La conversation se passa en complimens réciproques, comme il convenait à une première visite, en présence d’une assistance aussi nombreuse. M. de Lagrené montra son service en porcelaine de Sèvres au vice-roi, qui l’admira en connaisseur; puis il le conduisit dans la salle à manger, où une très belle collation avait été préparée. J’étais assis entre Pan-se-tchen et Tsâo, qui parurent goûter beaucoup le vin de Champagne, mais affectionner fort peu les vins rouges. Mon répertoire de mots chinois se bornait à trois; cependant nous nous levâmes de table les meilleurs amis du monde.

Ki-yng fit à M. de Lagrené les adieux les plus tendres, et il ne le quitta qu’après l’avoir serré plusieurs fois dans ses bras.

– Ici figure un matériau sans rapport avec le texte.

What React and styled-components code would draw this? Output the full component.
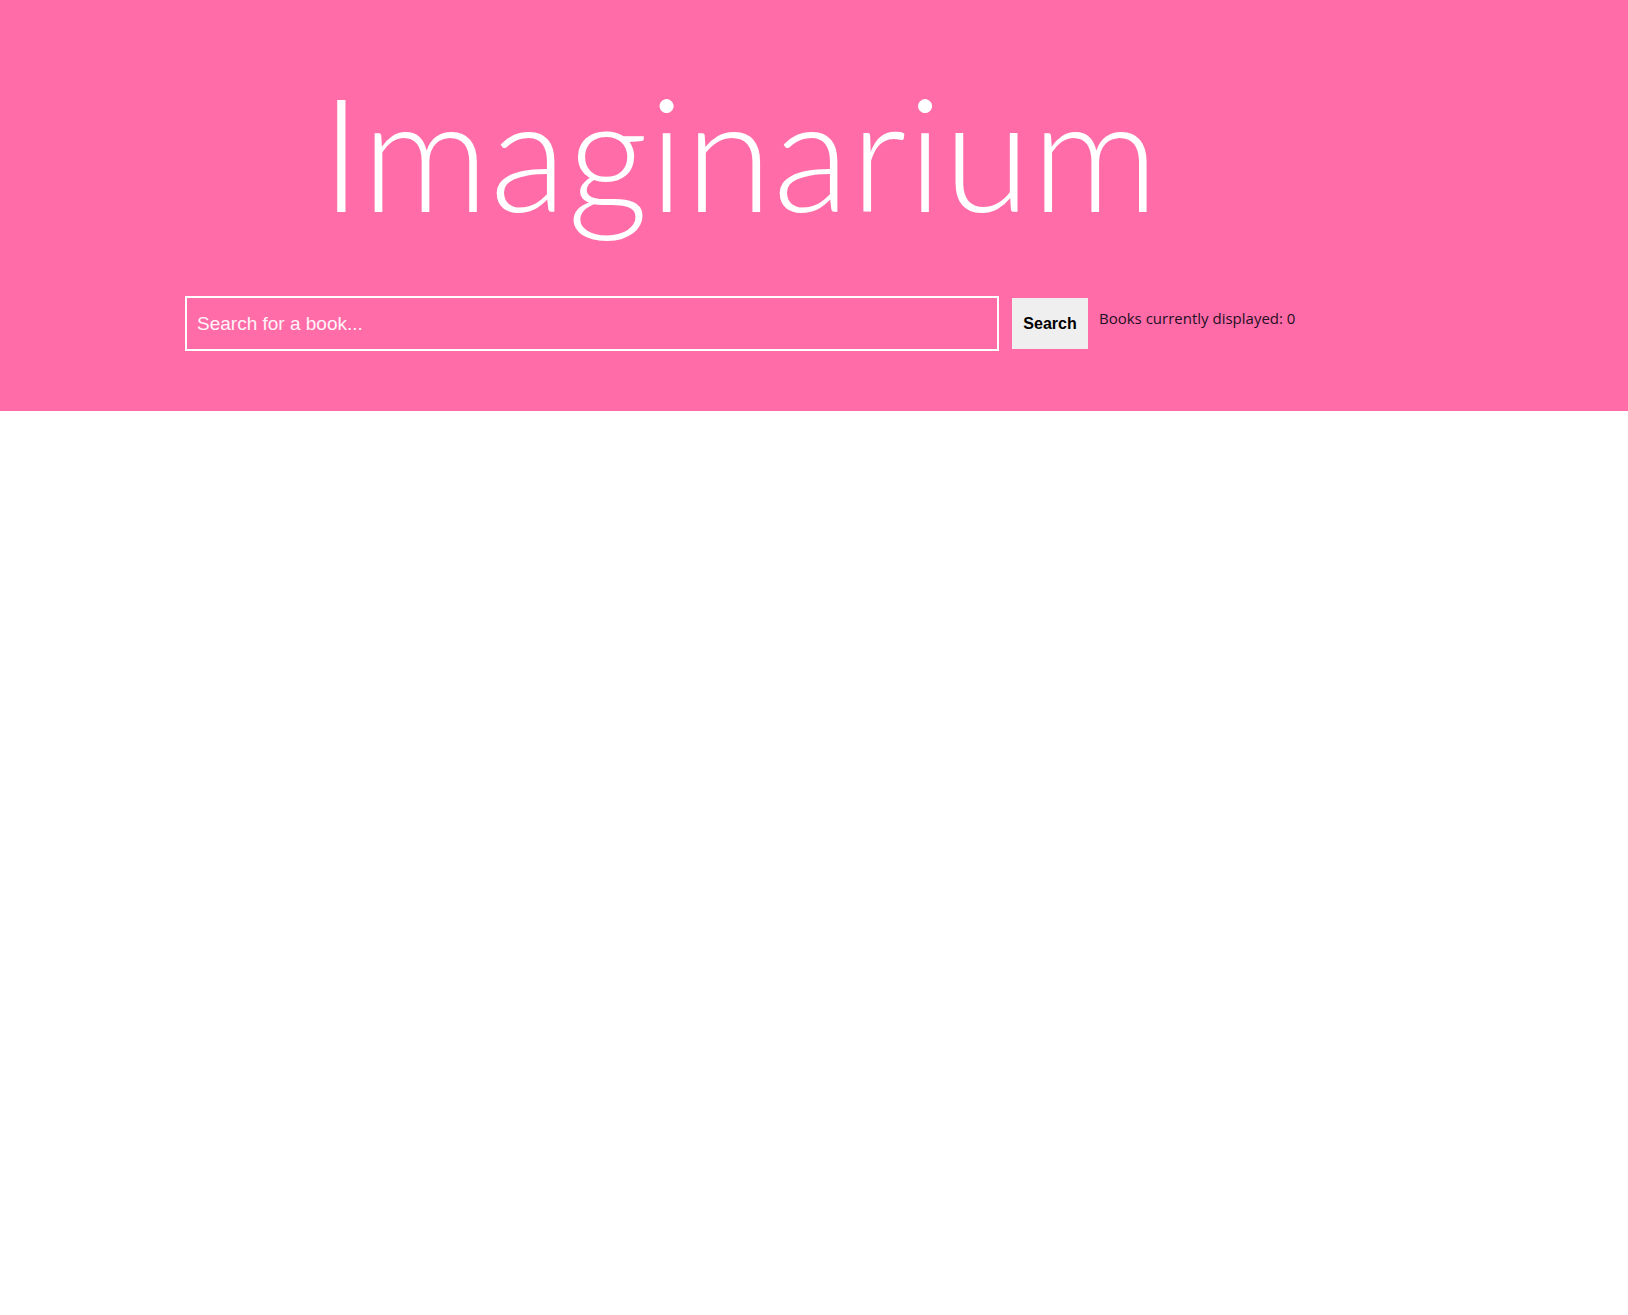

Je le reconduisis jusqu’à sa chaise. Les gongs recommencèrent à frapper, les flûtes et les cornemuses à sonner, les Tartares à monter à cheval, les fantassins à porter leurs lances, les porte-bannières leurs dragons, les clercs leurs parasols, et toute l’escorte à défiler dans l’ordre qu’elle avait observé en arrivant.

Quatre jours après, nous nous dirigions vers la pagode habitée par le vice-roi. L’amiral Cécille et quelques officiers de sa division s’étaient joints à l’ambassade. Chacun de nous était porté dans une chaise par deux Chinois en jaquette bleue et au large chapeau de feuilles de bambous. C’était une procession de chaises qui se déroulait, comme un long et mince ruban, sur la route, bordée d’abord par des rizières, puis ombragée par un bois épais. Notre arrivée fut saluée par trois salves de boîtes, à défaut de canons, et par une fanfare de musique militaire à la façon chinoise. Les cavaliers et les soldats étaient sous les armes. Une foule de clercs subalternes et de petits mandarins se pressait sur notre passage. La grande cour de la pagode avait été transformée en un camp tartare. Les tentes, les chevaux, les bannières, les ares, les lances, les boucliers, tout rappelait le moyen âge; on pouvait se croire en plein Arioste; nos porteurs traversèrent en courant cette multitude agitée et bruyante, et s’arrêtèrent devant la porte de la pagode, dont l’architecture bizarre se dessinait sur un ciel d’azur, et que décoraient des banderoles de diverses couleurs.

Houang et Pan-se-tchen vinrent au-devant de nous et nous firent entrer dans une grande salle qui avait un caractère extraordinaire.